The Social Christian party is an amalgam of land downers industrialists, middle classes, peasants and workers linked by their devotion to the Roman Catholic Church. The farmers, through the Boerenbond with about 300.000 members, exercises a great influence and are responsible for the protectionist agricultural policy. Since World War II the influence of the Roman Catholic trade unions has been predominant in the party, which is stronger in the Flemish than in the Walloon area.

The Socialist party recruited its first adherents among the textile workers in the Ghent region and the miners and metal workers in the Walloon industrial centres. After World War II the party gained some support among intellectuals and even among the farm workers, and aimed at overtaking the Social Christian party, the socialist in the 1950s did not press for nationalization of industries and preferred forms of co-operation between private management and local or provincial authorities.

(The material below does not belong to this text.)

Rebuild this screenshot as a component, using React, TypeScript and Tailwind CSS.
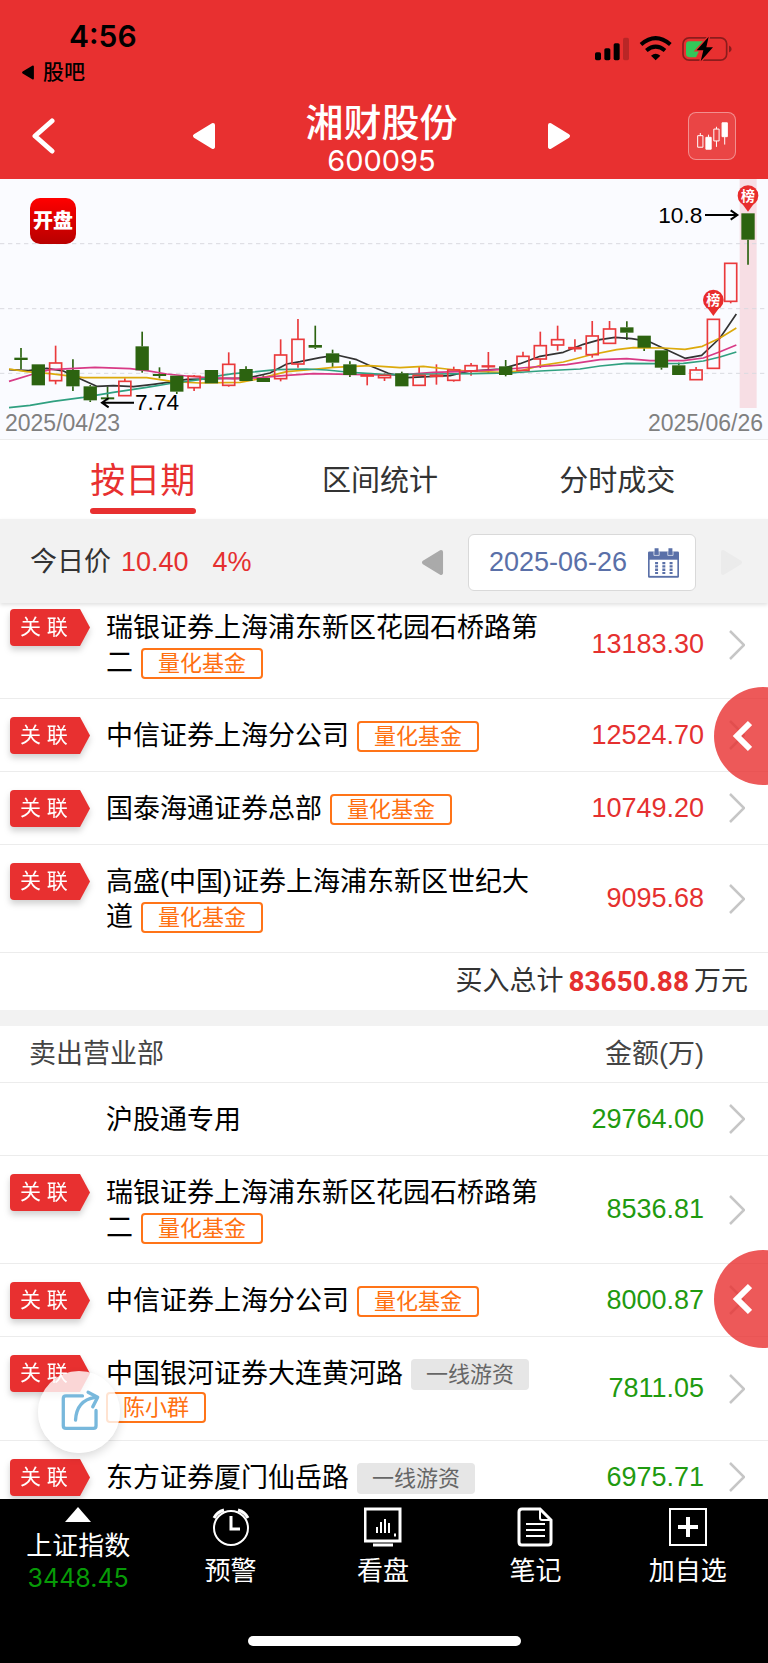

4.Taxation: Income tax is levied at a rate of up to 35% of earned income with separate taxes on unearned income, on real property and personal complementary tax. In addition there are customs and excise duties transfer tax, stamp duties and estate taxes. Local governments are also authorized to levy taxes.

5.Welfare Services: Social welfare in Belgium is operated under law passed in Dec. 1994, amplified and extended by subsequent bills and decrees. The services are administered by the central National Office of Social Security, which collects contribution from both employers and employees, and distributes sums to various national institutions dealing with family allowances, health, old age and holidays with pay, the state contributes only to old age pension schemes.

6.Justice: The Belgian constitution provides that the judicial power can be exercised by courts and tribunals in the name of the king. The legal system itself is to a large degree patterned upon that of France. The administration of justice is centralized under the control of a minister of justice; there is a codified body of law.